According to a recent Qiushi opinion piece, “The Chinese dream has been nurtured and has grown from the sediments in the collective memory and history of our entire nation, humiliation and suffering are its soil, and that is why it is so profound, why it moves the people’s hearts so, and shakes people’s minds so.”
Xi Jinping’s ‘Chinese Dream’ reprises a particularly Chinese nationalist rhetoric of rejuvenation, renaissance and historical redemption. It was the dream of reformers of the new Chinese republic a century ago; it was the dream of revolutionary communists a half century hence. It is the recurring dream that just maybe a new galvanizing ideology and enlightened leadership can steer China out of a largely humiliating modern history towards reclaiming its place as a great world power.
Living in the Past
It is widely held that the traditional Chinese view of history is a cyclical one, of timelessness and proximity to the past.
In dynastic China system of dating which was based on the year of an Emperor’s reign, for example, reinforced an historical consciousness devoid of a sense of change over the longue duree. In the popular and “high” cultures of pre-twentieth century China, writes William Jenner, “there is little sense of secular development or change, unless as a decline from imagined golden and silver ages of remote, pre-dynastic antiquity”.
If the Chinese were to put their faith in any historical locality, it was the past, not the future, that was idealized. “In traditional China”, claims Vera Schwarcz, “history took the place of religion”. A strong attachment to the past, she claims, was a “sacred commitment”, and references to the past became a major source of moral value. The past was regarded as a repository of everything good, an exemplification of virtue.
Throughout Chinese history, the past was held aloft as a normative symbol, a goal of history, an example of the way things ought to be. Even the great iconoclast, Mao Zedong, was a man embedded within an intense interest of and deference to the past. Crucially, Jiang Zemin’s leadership saw cultural nationalism take a prominent place within Chinese socialist ideology.
The ability to draw lineage from the established moral tradition and cosmological order, and to equate its ambitions with deep historical imperatives, has formed the bedrock of the Chinese Communist Party’s political legitimacy – despite its various attacks on tradition.
Living for the future
Flanked by charisma and a glamorous wife, Xi Jinping has been viewed outside of China as something of a redux himself, evoking comparisons with JFK.

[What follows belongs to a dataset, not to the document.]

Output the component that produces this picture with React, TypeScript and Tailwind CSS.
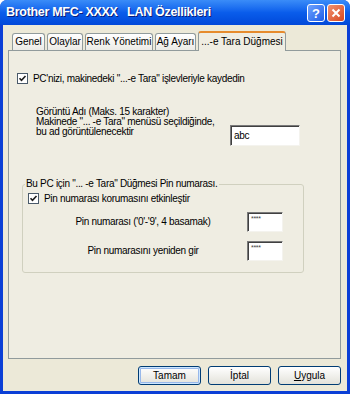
import React from "react";

function Check() {
  return (
    <div className="w-[11px] h-[11px] shrink-0 border border-[#4A5A6A] bg-white flex items-center justify-center">
      <svg width="9" height="9" viewBox="0 0 9 9">
        <path d="M1.5 4.2 L3.5 6.3 L7.5 2" stroke="#1E1E1E" strokeWidth="1.6" fill="none" />
      </svg>
    </div>
  );
}

function Field({ w, h, children }: { w: string; h: string; children?: React.ReactNode }) {
  return (
    <div
      className={`${w} ${h} shrink-0 bg-white border-t border-l border-t-[#7A7A7A] border-l-[#7A7A7A] border-r border-b border-r-[#F4F3EE] border-b-[#F4F3EE] shadow-[inset_1px_1px_0_#404040]`}
    >
      {children}
    </div>
  );
}

function Tab({ label, w }: { label: string; w: string }) {
  return (
    <div
      className={`${w} h-[17px] border border-b-0 border-[#919B9C] rounded-t-[3px] bg-gradient-to-b from-white to-[#ECEBE6] flex items-center justify-center text-[10px] text-black leading-none`}
    >
      {label}
    </div>
  );
}

function Btn({ label, primary }: { label: React.ReactNode; primary?: boolean }) {
  return (
    <div
      className={`w-[63px] h-[19px] rounded-[3px] border border-[#003C74] bg-gradient-to-b from-white to-[#E3E2DA] flex items-center justify-center text-[10px] text-black leading-none ${
        primary ? "shadow-[inset_0_0_0_1px_#CEE7FF,inset_0_0_0_2px_#98B8EA]" : ""
      }`}
    >
      {label}
    </div>
  );
}

export default function App() {
  return (
    <div className="w-[350px] h-[394px] flex flex-col bg-[#0B3FD6] rounded-t-[7px] overflow-hidden font-['Liberation_Sans',Arial,sans-serif]">
      {/* title bar */}
      <div className="h-[25px] shrink-0 flex items-center pl-[6px] pr-[5px] bg-gradient-to-b from-[#3A8CF8] via-[#0A5DEB] to-[#0248D9]">
        <span className="text-white font-bold text-[12.5px] tracking-[-0.3px] whitespace-pre [text-shadow:1px_1px_0_#0A1E7A]">
          Brother MFC- XXXX   LAN Özellikleri
        </span>
        <div className="ml-auto flex gap-[2px] pt-[1px]">
          <div className="w-[18px] h-[18px] rounded-[3px] border border-white bg-gradient-to-br from-[#6EA2FF] to-[#1D5CE6] flex items-center justify-center text-white font-bold text-[13px] leading-none">
            ?
          </div>
          <div className="w-[18px] h-[18px] rounded-[3px] border border-white bg-gradient-to-br from-[#F0916E] to-[#D7451B] flex items-center justify-center">
            <svg width="10" height="10" viewBox="0 0 10 10">
              <path d="M1.5 1.5 L8.5 8.5 M8.5 1.5 L1.5 8.5" stroke="white" strokeWidth="2" />
            </svg>
          </div>
        </div>
      </div>

      {/* body */}
      <div className="flex-1 mx-[3px] mb-[3px] bg-[#ECE9D8] flex flex-col pl-[5px] pr-[6px]">
        {/* tabs */}
        <div className="mt-[5px] h-[20px] flex items-end pl-[4px] gap-[2px] relative z-10">
          <Tab label="Genel" w="w-[33px]" />
          <Tab label="Olaylar" w="w-[36px]" />
          <Tab label="Renk Yönetimi" w="w-[68px]" />
          <Tab label="Ağ Ayarı" w="w-[41px]" />
          <div className="w-[88px] h-[20px] -mb-px border border-b-0 border-[#919B9C] border-t-[#E68B2C] border-t-2 rounded-t-[3px] bg-[#EFEDE2] flex items-center justify-center text-[10px] text-black leading-none">
            ...-e Tara Düğmesi
          </div>
        </div>

        {/* panel */}
        <div className="h-[309px] shrink-0 border border-[#919B9C] bg-[#EFEDE2] text-[10px] text-black leading-[10px] tracking-[-0.3px]">
          <div className="flex items-center pl-[8px] pt-[22px] gap-[5px]">
            <Check />
            <span>PC'nizi, makinedeki "...-e Tara" işlevleriyle kaydedin</span>
          </div>

          <div className="flex pl-[27px] mt-[23px]">
            <div className="w-[194px]">
              <div>Görüntü Adı (Maks. 15 karakter)</div>
              <div>Makinede "... -e Tara" menüsü seçildiğinde,</div>
              <div>bu ad görüntülenecektir</div>
            </div>
            <div className="mt-[18px]">
              <Field w="w-[70px]" h="h-[21px]">
                <div className="pl-[3px] pt-[5px] text-[10px] leading-none">abc</div>
              </Field>
            </div>
          </div>

          <fieldset className="ml-[13px] mt-[33px] w-[282px] border border-[#D0D0BF] rounded-[3px] px-0 pb-[11px]">
            <legend className="ml-[2px] px-[1px] leading-[10px]">
              Bu PC için "... -e Tara" Düğmesi Pin numarası.
            </legend>
            <div className="flex items-center pl-[5px] pt-[4px] gap-[5px]">
              <Check />
              <span>Pin numarası korumasını etkinleştir</span>
            </div>
            <div className="flex items-center pl-[16px] mt-[8px]">
              <div className="w-[208px] text-center">Pin numarası ('0'-'9', 4 basamak)</div>
              <Field w="w-[36px]" h="h-[20px]">
                <div className="pl-[3px] pt-[2px] text-[7px] leading-none text-[#444]">****</div>
              </Field>
            </div>
            <div className="flex items-center pl-[16px] mt-[9px]">
              <div className="w-[208px] text-center">Pin numarasını yeniden gir</div>
              <Field w="w-[36px]" h="h-[20px]">
                <div className="pl-[3px] pt-[2px] text-[7px] leading-none text-[#444]">****</div>
              </Field>
            </div>
          </fieldset>
        </div>

        {/* buttons */}
        <div className="mt-[7px] flex justify-end gap-[7px]">
          <Btn label="Tamam" primary />
          <Btn label="İptal" />
          <Btn
            label={
              <span>
                <span className="underline">U</span>ygula
              </span>
            }
          />
        </div>
      </div>
    </div>
  );
}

According to the Financial Times, Mr Xi’s Chinese dream evokes the saccharine sentimentality and social mobility of the Kennedy era. “The American dream may have had a bad 50 years since JFK’s untimely demise but Mr Xi seems to think it is ripe for reinvention now, halfway across the world in China.”
Notwithstanding such comparisons, the Chinese dream is a message of hope that captures and harnesses the domestic optimism welcoming new leadership. In this way, perhaps a more apt and recent American comparison might be found in the messaging of hope that had framed President Obama during – and for a time following – his initial race to the White House. Ultimately, however, for Obama and for any object of great expectations, hope fades.
[Caption: public service advertising posters surrounding a construction site at a busy Beijing street corner promotes an ideal future. Photographed by author.]
The obvious challenge for a fledgling leadership is to start turning the rhetoric of hope into action… for Xi Jinping to turn his Chinese dreams into reality. The state of international affairs suggests, however, that China’s new president is playing on a pitch more favorable to that faced by his modern predecessors. China, it appears, is now steaming inevitably towards a future in which its national power will eclipse even that of the US. The country’s already well-documented rapid rise may well prove Mr Xi’s dream rhetoric to be something more of a self-fulfilling prophecy.
Banking on historical redemption makes sure-fire sense when history is on your side. The rhetorical device of the Chinese dream is one that resonates with the collective Chinese memory, and its narrative of redemption resonates with what will be China’s likely future. In this sense, as a byline of the fledgling Xi Jinping administration, the Chinese dream makes for an effective weapon in the arsenal of what is being increasingly referred to in Chinese bureaucratic speak as ‘internal soft power’.
 W J F Jenner, The Tyranny of History  London, Penguin, 1994. p.8.
 Vera Schwarcz, No Solace from Lethe: History, Memory and Cultural Identity in Twentieth Century China, in Tu Wei-ming (ed) The Living Tree: The Changing Meaning of Being Chinese Today Stanford, Stanford University Press, 1991. pp.76-77.